Muito do que eu tinha programado pra Jô ficou pelo caminho, eu e ninguém tinha a menor ideia do que ia acontecer. A primeira coisa que pensei é que minha renda diminuiria. Em curto prazo nossa renda familiar caiu mais de 40%. Não passamos qualquer necessidade, vale dizer, não estou reclamando, apenas constatando. Nesse panorama, de menor renda dentro de casa e peças subindo de preço absurdamente, pensei que reduzir o número de carros era o melhor. Só que não consegui vender nenhum. Nem tentei.

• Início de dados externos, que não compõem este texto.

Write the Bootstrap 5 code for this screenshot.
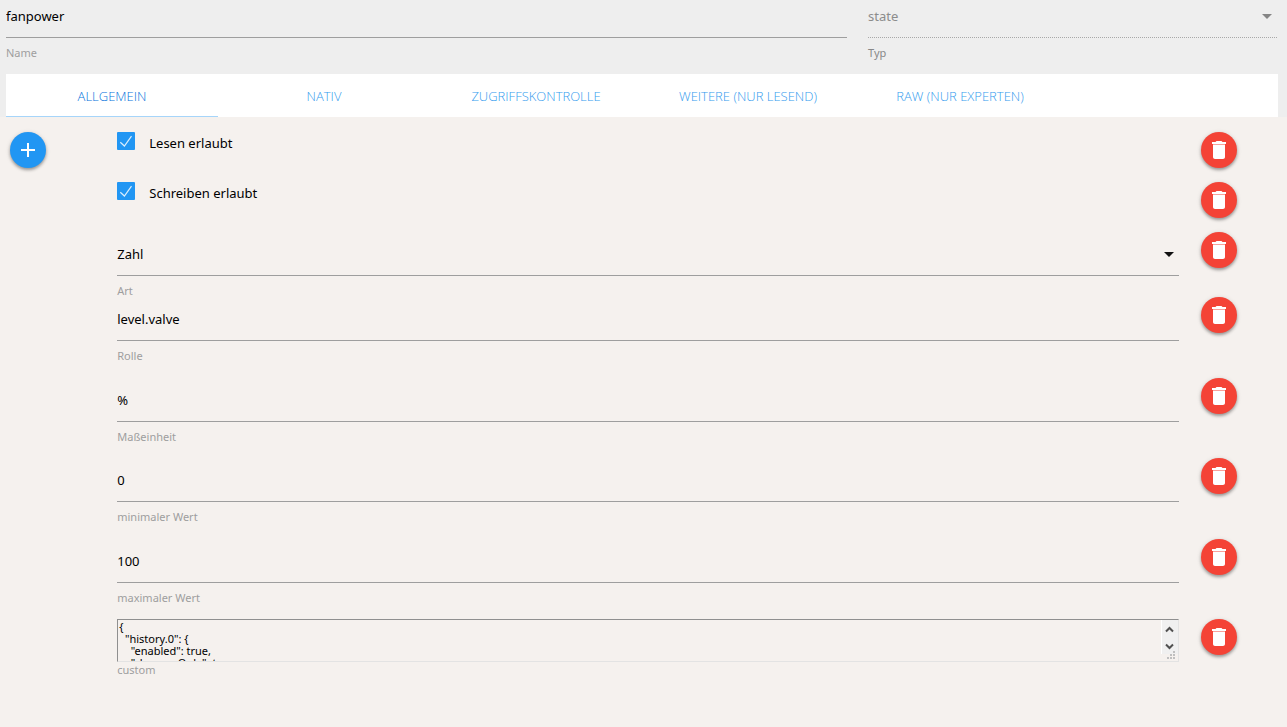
<!DOCTYPE html>
<html lang="de">
<head>
<meta charset="utf-8">
<meta name="viewport" content="width=device-width, initial-scale=1">
<title>fanpower</title>
<link href="https://cdn.jsdelivr.net/npm/bootstrap@5.3.0/dist/css/bootstrap.min.css" rel="stylesheet">
<style>
  body { background: #f5f1ee; color: #000; font: 13px/22px "Noto Sans", "Open Sans", sans-serif; }
  .object-head { background: #eee; }
  .name-cell { padding: 0 11px 0 6px; }
  .type-cell { padding: 0 10px; }
  .add-cell { padding-left: 10px; }
  .value-cell { padding: 0 1px 0 10px; }
  .delete-cell { padding-left: 21px; }

  .line-field { display: block; width: 100%; height: 44px; padding: 0; border: 0; border-bottom: 1px solid #9e9e9e; border-radius: 0; background: transparent; color: #000; font-size: 13px; line-height: 22px; outline: 0; appearance: none; }
  .object-head .line-field { height: 38px; padding-bottom: 5px; }
  .line-field:disabled { border-bottom: 1px dotted #a8a8a8; color: #8c8c8c; opacity: 1; }
  .select-wrap::after { content: ""; position: absolute; right: 5px; top: 20px; border: 5px solid transparent; border-top-color: #111; border-bottom: 0; }
  .object-head .select-wrap::after { top: 14px; border-top-color: #858585; }
  .field-label { display: block; margin-top: 9px; color: #9e9e9e; font-size: 11px; line-height: 12px; }
  .type-cell .field-label { color: #888; }

  .tab-strip { margin: 15px 9px 0 6px; background: #fff; }
  .tab-strip .nav-item { width: 16.6667%; }
  .tab-strip .nav-link { padding: 0; height: 43px; border-bottom: 1px solid transparent; border-radius: 0; color: #359cee; font: 300 13px/45px "Open Sans", "Noto Sans", sans-serif; text-align: center; text-transform: uppercase; white-space: nowrap; }
  .tab-strip .nav-link.active { border-bottom-color: #a6d5fa; color: #0673dc; }

  .attributes { padding-top: 15px; }
  .check-row { height: 50px; }
  .check-text { margin-left: 14px; }
  .wide-row { margin-bottom: 15px; }
  .role-row { margin-bottom: 16px; }
  .tick { width: 18px; height: 18px; margin: 0; border: 0; border-radius: 1px; appearance: none; background: #2196f3 url("data:image/svg+xml,%3Csvg xmlns='http://www.w3.org/2000/svg' viewBox='0 0 18 18'%3E%3Cpath d='M3.3 10.2 7.4 14 14.5 4.2' fill='none' stroke='%23d9edfd' stroke-width='1.2'/%3E%3C/svg%3E"); }

  .round-btn { width: 36px; height: 36px; padding: 6px; border: 0; border-radius: 50%; box-shadow: 0 2px 3px rgba(0,0,0,.3), 0 1px 5px rgba(0,0,0,.14); }
  .round-btn svg { display: block; fill: #fff; }
  .round-add { background: #2196f3; }
  .round-delete { background: #f44336; }

  .json-box { display: block; width: 100%; height: 43px; padding: 1px; border: 1px solid; border-color: #8f8f8f #e3e3e3 #e3e3e3 #8f8f8f; background: transparent; color: #000; font-size: 11px; line-height: 12px; white-space: pre; overflow: hidden; resize: none; outline: 0; }
  .scroller { top: 1px; right: 1px; }
  .custom-label { margin-top: 2px; }
</style>
</head>
<body>
<svg class="d-none" xmlns="http://www.w3.org/2000/svg">
  <symbol id="trash" viewBox="0 0 24 24"><path d="M6 19c0 1.100.900 2 2 2h8c1.100 0 2-.900 2-2V7H6v12zM19 4h-3.500l-1-1h-5l-1 1H5v1.900h14V4z"/><path fill-opacity=".5" d="M6 5.900h12V7H6z"/></symbol>
</svg>

<header class="object-head">
  <div class="row g-0">
    <div class="col-8 name-cell">
      <input class="line-field" id="name" type="text" value="fanpower">
      <label class="field-label" for="name">Name</label>
    </div>
    <div class="col-4 type-cell">
      <div class="select-wrap position-relative">
        <select class="line-field" id="type" disabled><option>state</option></select>
      </div>
      <label class="field-label" for="type">Typ</label>
    </div>
  </div>
  <ul class="nav tab-strip">
    <li class="nav-item"><a class="nav-link active" href="#general">Allgemein</a></li>
    <li class="nav-item"><a class="nav-link" href="#native">Nativ</a></li>
    <li class="nav-item"><a class="nav-link" href="#access">Zugriffskontrolle</a></li>
    <li class="nav-item"><a class="nav-link" href="#more">Weitere (nur lesend)</a></li>
    <li class="nav-item"><a class="nav-link" href="#raw">Raw (nur Experten)</a></li>
  </ul>
</header>

<main class="attributes" id="general">
  <div class="row g-0 check-row">
    <div class="col-1 add-cell">
      <button class="round-btn round-add" type="button" aria-label="Hinzufügen"><svg width="24" height="24" viewBox="0 0 24 24"><path d="M19 13h-6v6h-2v-6H5v-2h6V5h2v6h6v2z"/></svg></button>
    </div>
    <div class="col-10 value-cell d-flex align-items-start">
      <input class="tick" type="checkbox" id="read" checked><label class="check-text" for="read">Lesen erlaubt</label>
    </div>
    <div class="col-1 delete-cell"><button class="round-btn round-delete" type="button" aria-label="Löschen"><svg width="24" height="24"><use href="#trash"/></svg></button></div>
  </div>
  <div class="row g-0 check-row">
    <div class="col-10 offset-1 value-cell d-flex align-items-start">
      <input class="tick" type="checkbox" id="write" checked><label class="check-text" for="write">Schreiben erlaubt</label>
    </div>
    <div class="col-1 delete-cell"><button class="round-btn round-delete" type="button" aria-label="Löschen"><svg width="24" height="24"><use href="#trash"/></svg></button></div>
  </div>
  <div class="row g-0">
    <div class="col-10 offset-1 value-cell">
      <div class="select-wrap position-relative"><select class="line-field" id="kind"><option>Zahl</option></select></div>
      <label class="field-label" for="kind">Art</label>
    </div>
    <div class="col-1 delete-cell"><button class="round-btn round-delete" type="button" aria-label="Löschen"><svg width="24" height="24"><use href="#trash"/></svg></button></div>
  </div>
  <div class="row g-0 role-row">
    <div class="col-10 offset-1 value-cell">
      <input class="line-field" id="role" type="text" value="level.valve">
      <label class="field-label" for="role">Rolle</label>
    </div>
    <div class="col-1 delete-cell"><button class="round-btn round-delete" type="button" aria-label="Löschen"><svg width="24" height="24"><use href="#trash"/></svg></button></div>
  </div>
  <div class="row g-0 wide-row">
    <div class="col-10 offset-1 value-cell">
      <input class="line-field" id="unit" type="text" value="%">
      <label class="field-label" for="unit">Maßeinheit</label>
    </div>
    <div class="col-1 delete-cell"><button class="round-btn round-delete" type="button" aria-label="Löschen"><svg width="24" height="24"><use href="#trash"/></svg></button></div>
  </div>
  <div class="row g-0 role-row">
    <div class="col-10 offset-1 value-cell">
      <input class="line-field" id="min" type="text" value="0">
      <label class="field-label" for="min">minimaler Wert</label>
    </div>
    <div class="col-1 delete-cell"><button class="round-btn round-delete" type="button" aria-label="Löschen"><svg width="24" height="24"><use href="#trash"/></svg></button></div>
  </div>
  <div class="row g-0 wide-row">
    <div class="col-10 offset-1 value-cell">
      <input class="line-field" id="max" type="text" value="100">
      <label class="field-label" for="max">maximaler Wert</label>
    </div>
    <div class="col-1 delete-cell"><button class="round-btn round-delete" type="button" aria-label="Löschen"><svg width="24" height="24"><use href="#trash"/></svg></button></div>
  </div>
  <div class="row g-0">
    <div class="col-10 offset-1 value-cell">
      <div class="position-relative">
        <textarea class="json-box" id="custom" spellcheck="false">{
  "history.0": {
    "enabled": true,
    "changesOnly": true
  }
}</textarea>
        <svg class="scroller position-absolute" width="17" height="41" viewBox="0 0 17 41" aria-hidden="true">
          <path fill="#f0f0f0" d="M0 0h17v34H0z"/><path fill="#fff" d="M0 0h1v34H0z"/>
          <path fill="none" stroke="#505050" stroke-width="2" d="M5 11.5 8.500 8l3.500 3.500M5 24.500 8.500 28l3.500-3.500"/>
          <path fill="#bfbfbf" d="M12 31h2v2h-2zM9 34h2v2H9zM12 34h2v2h-2zM6 37h2v2H6zM9 37h2v2H9zM12 37h2v2h-2z"/>
        </svg>
      </div>
      <label class="field-label custom-label" for="custom">custom</label>
    </div>
    <div class="col-1 delete-cell"><button class="round-btn round-delete" type="button" aria-label="Löschen"><svg width="24" height="24"><use href="#trash"/></svg></button></div>
  </div>
</main>
<script src="https://cdn.jsdelivr.net/npm/bootstrap@5.3.0/dist/js/bootstrap.bundle.min.js"></script>
</body>
</html>
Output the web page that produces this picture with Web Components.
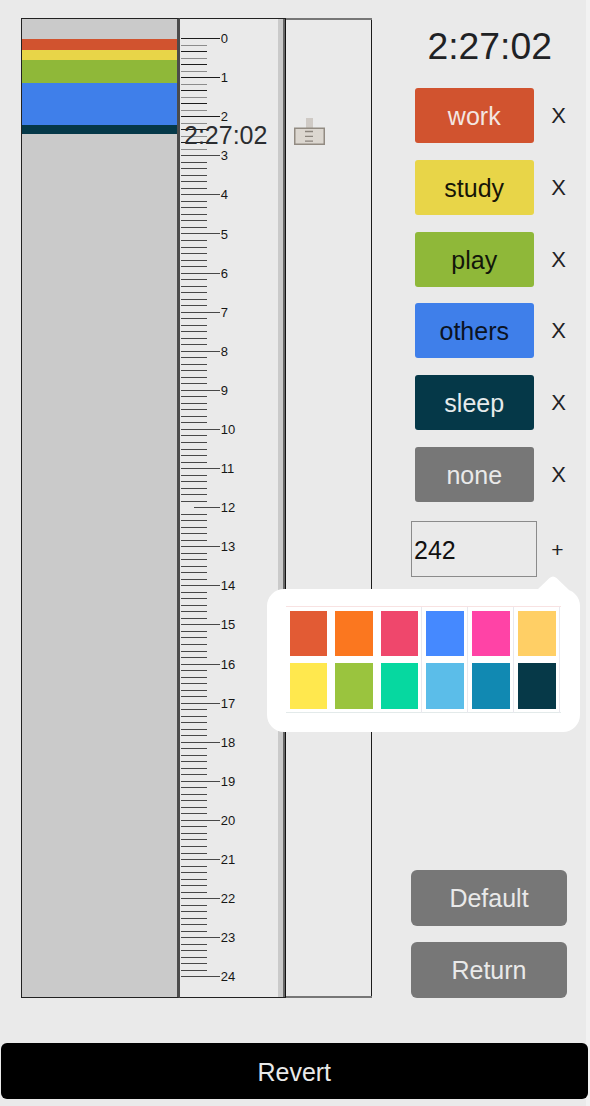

Nessa de ver como iria ficar, tanto Jô, quanto Blue ficaram mais tempo paradas do que andando durante os dois anos entre Março de 2020 e Março de 2022. No começo eu andava de Parati direto. Tudo que era lugar. Mercado, Ferragem, agropecuária… tudo. Depois quando fomos trocar o cabeçote dela, do meio do ano pro final, ficou parada por longos 9 meses. Foi quando bateu a depressão dos carros.

Problemas na pintura.

Acelerando até Fevereiro desse ano… Blue precisava de uma corrigida em alguns problemas na pintura. Algo que o “pintor” não quis fazer. Essa é outra história. Eu esperava arrumar isso para colocar ela a venda. Já estava ciente de que não adiantava ficar com ela, não conseguia andar. Pra estragar parada, era melhor vender pra que alguém estragasse andando.

Nesse meio tempo surgiu um negócio para elas, em troca eu pegaria uma Kombi Vovozinha. Nunca quis ter uma, aconteceu. E se pensar bem eu não queria uma Brasília, eu queria as rodas, acabei comprando um carro pra fuçar. Não queria uma Parati, queria um carro pra comprar e fazer dinheiro. A ideia era que servisse de degrau para buscar o Gol BX, aircooled como os outros. Nesse caso, para mudar de ares, e diminuir um carro, acabei aceitando a ideia de ter mais uma Kombi.

Brigitte. No parque de diversões.

Foi fácil dizer Adeus?

Nunca é, porém olhando de uma forma bem objetiva, foi mais fácil do que dizer o “vem comigo”. No final das contas ter novas experiências é o que nos leva adiante. Um dia tenho certeza que vou dizer numa conversa: “eu tive uma Brasília 80”, “eu tive uma Parati quadrada”, “eu tive uma Kombi vovozinha”. Tentarei não soar muito melancólico ou saudosista. Talvez não consiga, a grama do vizinho é sempre mais verde e o passado sempre melhor, mas vou tentar.